• WHAT IS ASKED:
Retype every line from the top of the entries down to the one with "import React from", both included, and skip the pictures.

• DATASET RECORDS:
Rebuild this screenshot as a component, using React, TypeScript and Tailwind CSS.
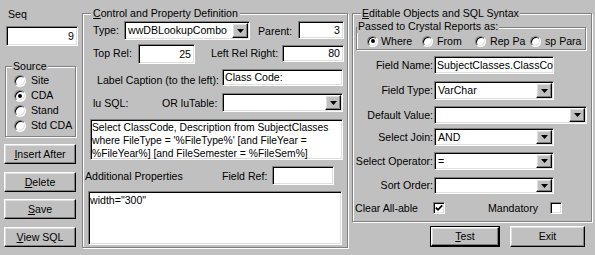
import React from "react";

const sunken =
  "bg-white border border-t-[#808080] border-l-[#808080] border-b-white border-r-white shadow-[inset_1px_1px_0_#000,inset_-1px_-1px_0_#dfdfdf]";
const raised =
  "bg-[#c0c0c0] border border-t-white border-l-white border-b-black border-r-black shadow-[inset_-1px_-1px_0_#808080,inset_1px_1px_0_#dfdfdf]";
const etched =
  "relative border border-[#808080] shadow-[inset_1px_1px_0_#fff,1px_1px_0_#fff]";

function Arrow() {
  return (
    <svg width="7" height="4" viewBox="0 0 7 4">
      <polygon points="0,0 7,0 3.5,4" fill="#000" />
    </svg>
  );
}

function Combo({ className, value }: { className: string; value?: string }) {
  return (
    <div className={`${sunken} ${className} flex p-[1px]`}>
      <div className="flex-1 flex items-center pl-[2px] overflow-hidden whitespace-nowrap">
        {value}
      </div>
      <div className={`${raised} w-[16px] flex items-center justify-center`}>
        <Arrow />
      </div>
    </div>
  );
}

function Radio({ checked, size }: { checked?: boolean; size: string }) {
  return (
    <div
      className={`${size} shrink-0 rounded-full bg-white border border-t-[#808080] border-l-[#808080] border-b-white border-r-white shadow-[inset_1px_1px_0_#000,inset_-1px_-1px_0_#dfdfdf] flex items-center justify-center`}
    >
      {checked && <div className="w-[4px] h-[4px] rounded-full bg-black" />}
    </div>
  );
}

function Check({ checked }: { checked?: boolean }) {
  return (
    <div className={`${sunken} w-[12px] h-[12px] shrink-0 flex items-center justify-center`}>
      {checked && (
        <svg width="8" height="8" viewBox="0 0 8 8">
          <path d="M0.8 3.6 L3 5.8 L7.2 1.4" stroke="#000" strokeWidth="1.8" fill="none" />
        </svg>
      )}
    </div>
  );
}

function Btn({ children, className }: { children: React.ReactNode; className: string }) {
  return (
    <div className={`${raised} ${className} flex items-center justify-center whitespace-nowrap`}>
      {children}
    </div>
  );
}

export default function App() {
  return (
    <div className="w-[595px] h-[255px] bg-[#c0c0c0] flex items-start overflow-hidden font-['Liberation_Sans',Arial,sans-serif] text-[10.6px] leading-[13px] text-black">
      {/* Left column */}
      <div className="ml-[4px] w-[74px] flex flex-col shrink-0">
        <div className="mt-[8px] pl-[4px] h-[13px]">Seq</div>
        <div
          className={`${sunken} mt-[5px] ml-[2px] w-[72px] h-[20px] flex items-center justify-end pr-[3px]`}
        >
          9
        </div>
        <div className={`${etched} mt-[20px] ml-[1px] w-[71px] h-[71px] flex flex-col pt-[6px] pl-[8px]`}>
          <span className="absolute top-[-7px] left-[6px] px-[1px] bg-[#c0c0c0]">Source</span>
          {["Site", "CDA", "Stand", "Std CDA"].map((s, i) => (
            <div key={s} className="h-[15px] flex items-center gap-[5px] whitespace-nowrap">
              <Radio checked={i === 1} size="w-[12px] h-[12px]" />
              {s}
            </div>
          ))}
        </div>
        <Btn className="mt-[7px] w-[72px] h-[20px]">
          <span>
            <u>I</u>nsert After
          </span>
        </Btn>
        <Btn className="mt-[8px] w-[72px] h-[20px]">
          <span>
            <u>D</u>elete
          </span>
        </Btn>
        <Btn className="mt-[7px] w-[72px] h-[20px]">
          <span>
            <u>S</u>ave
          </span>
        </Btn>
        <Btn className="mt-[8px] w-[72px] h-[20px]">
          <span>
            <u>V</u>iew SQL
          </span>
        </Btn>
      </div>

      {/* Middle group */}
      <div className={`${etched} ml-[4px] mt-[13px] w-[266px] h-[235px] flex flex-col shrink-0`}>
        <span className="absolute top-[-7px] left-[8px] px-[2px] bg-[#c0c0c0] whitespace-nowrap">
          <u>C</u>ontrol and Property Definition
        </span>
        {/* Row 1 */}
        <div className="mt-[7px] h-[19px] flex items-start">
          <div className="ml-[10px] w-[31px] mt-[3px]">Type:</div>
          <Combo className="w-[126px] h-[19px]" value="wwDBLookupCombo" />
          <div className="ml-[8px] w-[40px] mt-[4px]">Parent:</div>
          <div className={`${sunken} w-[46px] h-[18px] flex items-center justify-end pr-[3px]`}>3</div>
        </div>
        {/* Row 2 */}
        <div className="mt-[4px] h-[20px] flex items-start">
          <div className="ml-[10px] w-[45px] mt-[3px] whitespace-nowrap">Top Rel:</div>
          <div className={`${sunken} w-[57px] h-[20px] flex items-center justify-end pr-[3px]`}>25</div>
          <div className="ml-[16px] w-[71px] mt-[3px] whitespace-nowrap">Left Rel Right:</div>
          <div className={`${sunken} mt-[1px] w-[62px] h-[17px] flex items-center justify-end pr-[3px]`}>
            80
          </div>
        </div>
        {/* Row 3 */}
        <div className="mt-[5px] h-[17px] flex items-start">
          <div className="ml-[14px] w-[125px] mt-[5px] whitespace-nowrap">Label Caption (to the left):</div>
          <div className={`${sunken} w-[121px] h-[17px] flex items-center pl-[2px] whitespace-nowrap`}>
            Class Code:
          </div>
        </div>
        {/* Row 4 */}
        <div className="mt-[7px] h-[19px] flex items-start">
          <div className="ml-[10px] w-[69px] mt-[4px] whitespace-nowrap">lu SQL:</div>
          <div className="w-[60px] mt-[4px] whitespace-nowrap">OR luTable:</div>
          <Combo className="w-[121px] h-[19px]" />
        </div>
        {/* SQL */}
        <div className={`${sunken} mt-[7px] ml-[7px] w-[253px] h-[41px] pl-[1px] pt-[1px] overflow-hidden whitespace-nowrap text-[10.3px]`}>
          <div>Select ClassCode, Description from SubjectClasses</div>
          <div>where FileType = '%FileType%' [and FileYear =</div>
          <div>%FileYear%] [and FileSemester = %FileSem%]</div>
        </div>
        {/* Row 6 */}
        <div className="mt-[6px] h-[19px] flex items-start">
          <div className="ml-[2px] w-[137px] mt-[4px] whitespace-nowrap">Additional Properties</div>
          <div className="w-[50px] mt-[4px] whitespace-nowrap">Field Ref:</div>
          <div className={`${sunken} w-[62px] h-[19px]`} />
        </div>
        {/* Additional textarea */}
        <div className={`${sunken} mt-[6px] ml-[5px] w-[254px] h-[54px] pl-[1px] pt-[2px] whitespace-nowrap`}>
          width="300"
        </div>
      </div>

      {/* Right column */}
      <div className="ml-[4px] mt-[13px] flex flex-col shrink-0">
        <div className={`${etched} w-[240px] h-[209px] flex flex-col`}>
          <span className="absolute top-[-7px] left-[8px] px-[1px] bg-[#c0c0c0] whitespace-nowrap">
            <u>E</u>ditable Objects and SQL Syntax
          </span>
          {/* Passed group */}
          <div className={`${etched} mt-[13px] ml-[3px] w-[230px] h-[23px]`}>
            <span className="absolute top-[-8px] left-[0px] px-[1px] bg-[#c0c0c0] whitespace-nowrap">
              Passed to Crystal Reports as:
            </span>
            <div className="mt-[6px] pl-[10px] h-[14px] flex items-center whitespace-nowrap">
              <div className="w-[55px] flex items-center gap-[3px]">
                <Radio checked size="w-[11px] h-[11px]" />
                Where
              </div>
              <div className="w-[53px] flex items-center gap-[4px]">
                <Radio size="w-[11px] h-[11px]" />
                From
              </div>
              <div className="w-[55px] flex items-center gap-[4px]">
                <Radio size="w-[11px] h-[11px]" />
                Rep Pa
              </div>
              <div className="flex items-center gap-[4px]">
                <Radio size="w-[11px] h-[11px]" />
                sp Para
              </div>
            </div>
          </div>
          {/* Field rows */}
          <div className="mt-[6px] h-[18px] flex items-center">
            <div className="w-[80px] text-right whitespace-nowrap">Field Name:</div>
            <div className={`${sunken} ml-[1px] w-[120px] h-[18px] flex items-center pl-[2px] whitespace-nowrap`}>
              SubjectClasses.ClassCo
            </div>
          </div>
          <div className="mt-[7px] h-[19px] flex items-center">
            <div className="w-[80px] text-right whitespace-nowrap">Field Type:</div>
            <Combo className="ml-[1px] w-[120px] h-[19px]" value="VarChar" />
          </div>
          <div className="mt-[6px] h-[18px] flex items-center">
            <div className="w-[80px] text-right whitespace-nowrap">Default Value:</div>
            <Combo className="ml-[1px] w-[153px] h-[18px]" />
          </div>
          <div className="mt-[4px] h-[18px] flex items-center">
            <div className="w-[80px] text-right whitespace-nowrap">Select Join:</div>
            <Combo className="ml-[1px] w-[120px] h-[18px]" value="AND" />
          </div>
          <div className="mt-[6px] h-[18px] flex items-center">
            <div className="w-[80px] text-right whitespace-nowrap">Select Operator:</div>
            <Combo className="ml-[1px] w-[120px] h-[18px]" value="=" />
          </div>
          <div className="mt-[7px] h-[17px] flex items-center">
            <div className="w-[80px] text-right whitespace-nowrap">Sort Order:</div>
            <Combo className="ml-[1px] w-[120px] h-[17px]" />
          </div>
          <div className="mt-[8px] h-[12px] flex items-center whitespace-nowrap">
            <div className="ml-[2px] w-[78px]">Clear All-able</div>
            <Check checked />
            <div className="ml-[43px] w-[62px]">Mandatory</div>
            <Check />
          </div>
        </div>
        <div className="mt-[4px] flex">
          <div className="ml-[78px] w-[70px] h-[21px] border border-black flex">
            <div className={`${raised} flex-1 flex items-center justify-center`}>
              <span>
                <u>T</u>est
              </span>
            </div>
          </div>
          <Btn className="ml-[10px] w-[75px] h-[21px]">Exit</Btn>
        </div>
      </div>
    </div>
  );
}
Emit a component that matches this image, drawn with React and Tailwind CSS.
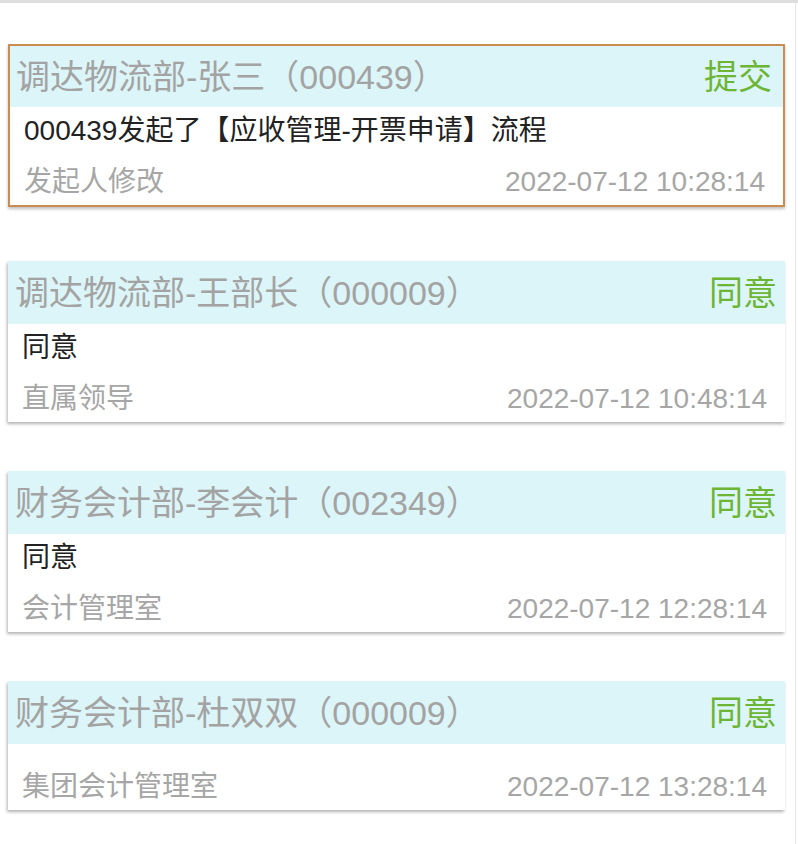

• OUTPUT OF THE EXERCISE:
Rebuild this screenshot as a component, using React, TypeScript and Tailwind CSS.
import React from "react";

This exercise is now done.